Quella sera del 3 febbraio 2010, i due fidanzati Elisabetta Boncompagni e Francesco Montis e l’amico Tomaso Bruno si trovano per turismo a Varanasi, la città santa nel nord dell’India meglio nota come Benares.
Comprano hashish ed eroina per quello che sarebbe stato l’ultimo giorno in India. Probabilmente per overdose perché tutti e tre inesperti di droga, la mattina dopo Francesco non si sveglia. Inutili i tentativi di rianimazione da parte della ragazza e dell’amico, che prontamente si rivolgono alla reception dell’albergo di cui avevano affittato una camera tripla per la notte.
L’ospedale e la polizia non fanno vedere il cadavere a nessuno per un po’ di tempo, poi in un’autopsia effettuata da un oculista si legge che la causa della morte è “asfissia da strozzamento”, ma si cita anche una emorragia all’interno del cervello.
Inoltre, a causa delle scarse condizioni igieniche dell’obitorio, non sarà mai più possibile effettuare autopsie maggiormente accurate, poiché il corpo è stato morso da animali ed è venuto a contatto con sangue, liquame e pezzi di ossa altrui che si trovano in questo luogo.
Dal momento che in India non è socialmente accettabile che una donna dorma con due uomini nella stessa stanza, gli autori di questo “soffocamento” vengono individuati negli altri due ragazzi, che avrebbero cercato di uccidere l’amico perché un “ostacolo” alla relazione intima illecita e segreta tra Tomaso ed Elisabetta, sebbene smentita da tutti.
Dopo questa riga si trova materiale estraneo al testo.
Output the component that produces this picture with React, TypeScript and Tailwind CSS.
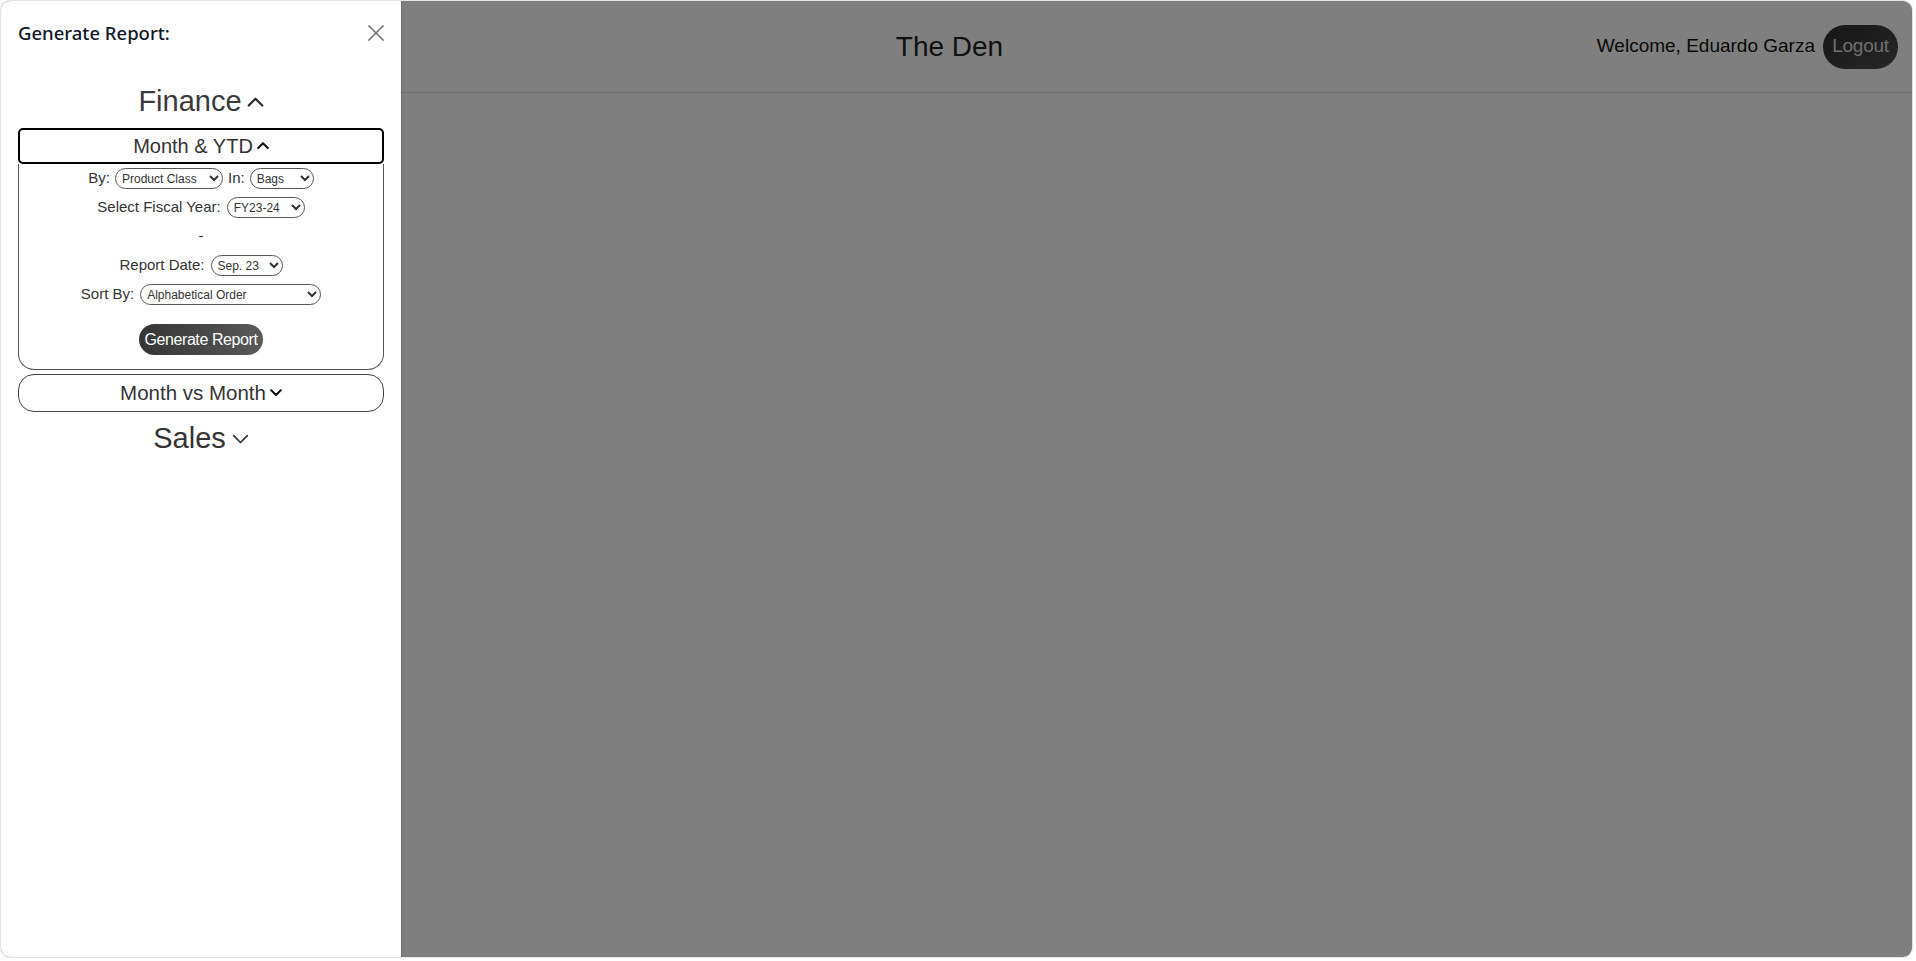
import React from "react";

const body = { fontFamily: '"Liberation Sans", Arial, sans-serif' };

function ChevronUp({ w = 16, sw = 2.5, color = "#222" }: { w?: number; sw?: number; color?: string }) {
  return (
    <svg width={w} height={w * 0.6} viewBox="0 0 20 12" fill="none">
      <polyline points="2,10 10,2 18,10" stroke={color} strokeWidth={sw} strokeLinecap="round" strokeLinejoin="round" />
    </svg>
  );
}
function ChevronDown({ w = 16, sw = 2.5, color = "#222" }: { w?: number; sw?: number; color?: string }) {
  return (
    <svg width={w} height={w * 0.6} viewBox="0 0 20 12" fill="none">
      <polyline points="2,2 10,10 18,2" stroke={color} strokeWidth={sw} strokeLinecap="round" strokeLinejoin="round" />
    </svg>
  );
}

function Sel({ w, children }: { w: string; children: React.ReactNode }) {
  return (
    <select
      className={`${w} h-[21px] rounded-full border border-[#555] bg-white pl-[2px] pr-[3px] text-[12px] leading-none text-[#333]`}
      style={body}
    >
      {children}
    </select>
  );
}

export default function App() {
  return (
    <div className="w-full h-[961px] bg-white" style={body}>
      <div className="relative w-[1913px] h-[958px] rounded-[10px] border border-[#e2e2e2] overflow-hidden bg-white">
        {/* underlying page */}
        <div className="grid grid-cols-[1fr_auto_1fr] items-center h-[92px] border-b border-[#dcdcdc] pr-[14px]">
          <div />
          <div className="text-[28px] text-[#222] leading-none">The Den</div>
          <div className="flex items-center justify-end gap-[8px]">
            <span className="text-[19px] text-[#111]">Welcome, Eduardo Garza</span>
            <button className="w-[75px] h-[44px] rounded-full bg-gradient-to-br from-[#2c2c2c] to-[#505050] text-[19px] text-[#dcdcdc] tracking-[-0.3px]">
              Logout
            </button>
          </div>
        </div>

        {/* overlay */}
        <div className="absolute inset-0 bg-black/50 flex">
          <aside className="w-[400px] h-full bg-white shadow-[1px_0_0_rgba(0,0,0,0.15)] px-[17px] pt-[17px] text-[#333]">
            <div className="flex items-center justify-between h-[30px]">
              <span
                className="text-[18.5px] font-medium text-[#111827]"
                style={{ fontFamily: '"Noto Sans", "Open Sans", sans-serif' }}
              >
                Generate Report:
              </span>
              <svg width="18" height="18" viewBox="0 0 18 18" className="mr-[-1px]">
                <line x1="1.5" y1="1.5" x2="16.5" y2="16.5" stroke="#6f6f6f" strokeWidth="1.6" />
                <line x1="16.5" y1="1.5" x2="1.5" y2="16.5" stroke="#6f6f6f" strokeWidth="1.6" />
              </svg>
            </div>

            <div className="mt-[38px] h-[32px] flex items-center justify-center gap-[5px] text-[29px] text-[#3a3a3a]">
              <span>Finance</span>
              <ChevronUp w={17} sw={2.6} color="#2a2a2a" />
            </div>

            <div className="mt-[10px]">
              <div className="h-[36px] rounded-[5px] border-2 border-black flex items-center justify-center gap-[4px] text-[20px] text-[#333]">
                <span>Month &amp; YTD</span>
                <ChevronUp w={12} sw={3.4} color="#111" />
              </div>
              <div className="border border-t-0 border-[#555] rounded-b-[16px] flex flex-col items-center text-[15px] text-[#333] pb-[14px]">
                <div className="h-[29px] flex items-center gap-[5px]">
                  <span>By:</span>
                  <Sel w="w-[108px]">
                    <option>Product Class</option>
                  </Sel>
                  <span>In:</span>
                  <Sel w="w-[64px]">
                    <option>Bags</option>
                  </Sel>
                </div>
                <div className="h-[29px] flex items-center gap-[6px]">
                  <span>Select Fiscal Year:</span>
                  <Sel w="w-[78px]">
                    <option>FY23-24</option>
                  </Sel>
                </div>
                <div className="h-[29px] flex items-center">-</div>
                <div className="h-[29px] flex items-center gap-[6px]">
                  <span>Report Date:</span>
                  <Sel w="w-[72px]">
                    <option>Sep. 23</option>
                  </Sel>
                </div>
                <div className="h-[29px] flex items-center gap-[6px]">
                  <span>Sort By:</span>
                  <Sel w="w-[181px]">
                    <option>Alphabetical Order</option>
                  </Sel>
                </div>
                <button className="mt-[15px] h-[31px] px-[5px] rounded-full bg-gradient-to-r from-[#353535] to-[#5a5a5a] text-white text-[16px] tracking-[-0.4px]">
                  Generate Report
                </button>
              </div>
            </div>

            <div className="mt-[4px] h-[38px] rounded-[16px] border border-[#444] flex items-center justify-center gap-[4px] text-[20.5px] text-[#333]">
              <span>Month vs Month</span>
              <ChevronDown w={12} sw={3.4} color="#111" />
            </div>

            <div className="mt-[11px] h-[32px] flex items-center justify-center gap-[6px] text-[29px] text-[#333]">
              <span>Sales</span>
              <ChevronDown w={17} sw={2} color="#333" />
            </div>
          </aside>
        </div>
      </div>
    </div>
  );
}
Dopo diciotto mesi di carcere, i due sono condannati all’ergastolo per omicidio il 23 luglio 2011.
Sono passati cinque anni, fatti di giornate trascorse in baracconi insieme ad altri centotrenta o centoquaranta detenuti, corrente elettrica solo per poche ore al giorno, niente acqua potabile, niente carta igienica e da notti in cui hanno dormito per terra. Raccontano di avere avuto un metro e mezzo circa a disposizione a testa, di aver passato il tempo su stuoie accanto a mafiosi, stupratori, assassini e della difficoltà di non ritrovarsi coinvolti in risse con le quali si veniva mandati a rapporto e presi a bastonate.
Tra infiniti rinvii a giudizio, finalmente sono stati rilasciati e la loro condanna annullata dalla Corte suprema indiana, dopo molto tempo in cui i media italiani hanno quasi ignorato la loro permanenza ingiusta e senza prove in carcere.
La lieta notizia è stata data sui social questa mattina dalla madre di Tomaso, che in tutti questi anni si è recata molto spesso in India, come anche i genitori di Elisabetta, per cercare di risolvere la grave situazione.
Il giudice che aveva emesso questa sentenza non voleva assolutamente discutere sulle ambiguità della stessa, nonostante la madre di Francesco avesse inviato una lettera per informarlo delle gravi crisi d’asma che solitamente il figlio accusava all’improvviso, in modo che i due amici innocenti potessero essere scagionati.